The $100 bill was released in November 2011. In March 2012, the Bank will issue the polymer $50 bill. This note will focus on the influence of the northern frontier of Canada’s culture and will have a new portrait of Prime Minister William Lyon Mackenzie King, who served two terms in the mid-1900’s.
By the end of 2013, The Bank of Canada states that it will issue polymer $20, $10 and $5 bills. The $20 will be dedicated to Canadian involvement in world conflicts and feature Queen Elizabeth II. The Queen is currently the constitutional monarch of Canada, the United Kingdom, Australia, the Bahamas and 12 other sovereign states.
Sir John A. Macdonald, the first Canadian Prime Minister, will grace the $10, along with “The Canadian,” a transcontinental train that travels on what was once the longest railway in the world.
Canada’s contributions to the international space program will be recognised on the $5, and they will share the space with Sir Wilfrid Laurier. Laurier served as Prime Minister from 1896 to 1911 and was the first French-speaking Canadian leader.
Polymer researcher Stane Straus;
The tropical climate is a challenging environment for banknotes, especially because of high humidity and high temperatures. This causes paper notes to absorb moisture, thus becoming dirty and limp quickly. Polymer notes, on the other hand, do not absorb moisture. You could say that polymer notes beat paper notes in terms of cleanliness and durability in all climates, but this particular advantage of polymer notes stands out even more in tropical climates.
Stane Straus also sings the praises of polymer, from an environmental point of view, compared with traditional paper banknotes. Many of these are actually made of cotton, US paper bills are 75% cotton, which take large amounts of pesticides and water to produce.
The key points
- Polymer notes last more than twice as long as paper notes, and cost less to produce over their lifetime, but they also have some disadvantages
- They used to be harder to counterfeit than paper notes, though paper notes have now caught up
- Disadvantages include being unfold-able and more slippery
- Central bankers are conservative and risk averse – and are waiting to see whether their counterparts in other countries embrace plastic first
Today, 23 countries use polymer banknotes, but only six have converted all denominations into plastic.

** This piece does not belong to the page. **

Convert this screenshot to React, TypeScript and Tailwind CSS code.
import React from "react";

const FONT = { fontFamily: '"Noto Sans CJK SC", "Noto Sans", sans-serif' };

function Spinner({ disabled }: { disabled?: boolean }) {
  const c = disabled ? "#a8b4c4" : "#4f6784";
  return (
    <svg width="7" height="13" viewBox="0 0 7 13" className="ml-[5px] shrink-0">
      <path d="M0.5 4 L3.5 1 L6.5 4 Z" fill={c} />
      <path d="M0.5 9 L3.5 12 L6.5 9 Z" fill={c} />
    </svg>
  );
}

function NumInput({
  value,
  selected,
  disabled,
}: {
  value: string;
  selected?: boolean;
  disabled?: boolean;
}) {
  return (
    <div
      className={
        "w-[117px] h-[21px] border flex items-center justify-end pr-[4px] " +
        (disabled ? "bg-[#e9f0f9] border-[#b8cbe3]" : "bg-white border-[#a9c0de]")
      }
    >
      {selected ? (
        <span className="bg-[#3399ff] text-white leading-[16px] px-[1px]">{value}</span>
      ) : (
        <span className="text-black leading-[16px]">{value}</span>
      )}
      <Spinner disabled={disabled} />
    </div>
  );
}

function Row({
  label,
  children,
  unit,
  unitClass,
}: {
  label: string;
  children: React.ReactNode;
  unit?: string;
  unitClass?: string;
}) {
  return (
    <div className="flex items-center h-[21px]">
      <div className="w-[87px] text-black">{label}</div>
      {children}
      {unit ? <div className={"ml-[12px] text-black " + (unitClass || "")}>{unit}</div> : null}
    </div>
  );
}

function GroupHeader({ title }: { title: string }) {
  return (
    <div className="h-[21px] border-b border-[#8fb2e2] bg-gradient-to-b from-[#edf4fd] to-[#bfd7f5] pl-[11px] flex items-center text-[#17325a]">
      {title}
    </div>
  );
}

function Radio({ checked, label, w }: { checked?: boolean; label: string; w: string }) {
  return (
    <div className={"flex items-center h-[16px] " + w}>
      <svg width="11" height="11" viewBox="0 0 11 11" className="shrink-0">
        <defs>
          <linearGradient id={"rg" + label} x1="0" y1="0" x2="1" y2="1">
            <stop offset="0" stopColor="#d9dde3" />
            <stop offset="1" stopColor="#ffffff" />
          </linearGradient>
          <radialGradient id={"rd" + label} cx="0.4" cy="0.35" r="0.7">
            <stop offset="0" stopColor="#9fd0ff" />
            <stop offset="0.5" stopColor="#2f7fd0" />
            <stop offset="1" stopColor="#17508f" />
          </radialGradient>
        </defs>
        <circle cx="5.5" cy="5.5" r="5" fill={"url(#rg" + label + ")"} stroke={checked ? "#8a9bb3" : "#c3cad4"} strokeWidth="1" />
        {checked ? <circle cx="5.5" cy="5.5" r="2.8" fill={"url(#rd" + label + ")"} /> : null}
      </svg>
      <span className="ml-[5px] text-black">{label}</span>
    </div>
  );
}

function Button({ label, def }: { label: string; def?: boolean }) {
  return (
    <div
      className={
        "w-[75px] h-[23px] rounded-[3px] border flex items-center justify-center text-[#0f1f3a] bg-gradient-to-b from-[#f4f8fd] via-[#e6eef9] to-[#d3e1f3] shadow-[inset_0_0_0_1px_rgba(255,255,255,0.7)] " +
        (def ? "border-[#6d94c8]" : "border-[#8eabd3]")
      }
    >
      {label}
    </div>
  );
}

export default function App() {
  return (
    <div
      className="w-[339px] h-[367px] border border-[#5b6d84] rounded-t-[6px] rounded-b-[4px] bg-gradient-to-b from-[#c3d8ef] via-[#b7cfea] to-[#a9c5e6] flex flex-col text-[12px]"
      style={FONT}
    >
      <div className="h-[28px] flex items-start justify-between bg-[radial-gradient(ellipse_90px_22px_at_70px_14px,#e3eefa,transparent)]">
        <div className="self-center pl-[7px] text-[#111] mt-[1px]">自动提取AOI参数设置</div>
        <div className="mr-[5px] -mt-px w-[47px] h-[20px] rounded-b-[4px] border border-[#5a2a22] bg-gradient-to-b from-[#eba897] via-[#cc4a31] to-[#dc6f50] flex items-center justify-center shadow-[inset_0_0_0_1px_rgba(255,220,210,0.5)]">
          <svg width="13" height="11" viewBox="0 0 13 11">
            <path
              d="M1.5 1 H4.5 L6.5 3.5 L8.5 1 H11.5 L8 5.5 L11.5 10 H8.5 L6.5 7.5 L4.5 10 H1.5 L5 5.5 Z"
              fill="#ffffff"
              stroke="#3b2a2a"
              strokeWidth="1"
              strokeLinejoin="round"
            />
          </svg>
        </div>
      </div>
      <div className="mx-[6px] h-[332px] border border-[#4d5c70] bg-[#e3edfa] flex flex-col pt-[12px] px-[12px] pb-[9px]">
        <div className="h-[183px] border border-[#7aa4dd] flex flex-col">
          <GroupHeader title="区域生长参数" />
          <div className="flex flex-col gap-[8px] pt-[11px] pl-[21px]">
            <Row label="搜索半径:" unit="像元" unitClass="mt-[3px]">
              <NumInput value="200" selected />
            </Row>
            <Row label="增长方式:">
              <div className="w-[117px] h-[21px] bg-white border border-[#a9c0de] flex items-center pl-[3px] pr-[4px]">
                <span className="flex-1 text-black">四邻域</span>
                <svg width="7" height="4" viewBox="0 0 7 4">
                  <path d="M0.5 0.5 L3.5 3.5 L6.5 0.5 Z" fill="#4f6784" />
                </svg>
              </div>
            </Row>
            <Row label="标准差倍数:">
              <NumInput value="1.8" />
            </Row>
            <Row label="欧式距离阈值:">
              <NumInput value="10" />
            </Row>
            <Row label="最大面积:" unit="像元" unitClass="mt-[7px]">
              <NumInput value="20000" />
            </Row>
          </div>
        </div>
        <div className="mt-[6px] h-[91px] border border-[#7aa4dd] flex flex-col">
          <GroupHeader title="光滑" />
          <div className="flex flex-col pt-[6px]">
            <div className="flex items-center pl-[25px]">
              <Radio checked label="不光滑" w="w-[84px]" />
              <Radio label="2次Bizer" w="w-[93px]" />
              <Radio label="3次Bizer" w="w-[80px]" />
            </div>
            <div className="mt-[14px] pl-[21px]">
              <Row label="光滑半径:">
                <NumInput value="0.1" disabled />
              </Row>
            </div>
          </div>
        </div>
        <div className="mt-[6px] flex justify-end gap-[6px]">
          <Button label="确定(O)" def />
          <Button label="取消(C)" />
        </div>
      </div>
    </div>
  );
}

Central banks are very conservative institutions. People making the decision to convert to polymer – partially or fully – are taking a personal risk. Many central banks are simply waiting until others convert and then they will follow.
Perhaps the so called conservatism (with a small ‘c’) of the largest central banks actually masks another wider doubt were the dollar, euro, sterling and yen is concerned. The overall psychological and numerical debasement of a currency at the wrong time could have huge impact on it’s perception as a store of value. It could be sometime before we see the FED, the BoE, BOJ and ECB follow Canada’s example, especially when all four countries’ currencies appear to be locked into a death match spiral free-fall.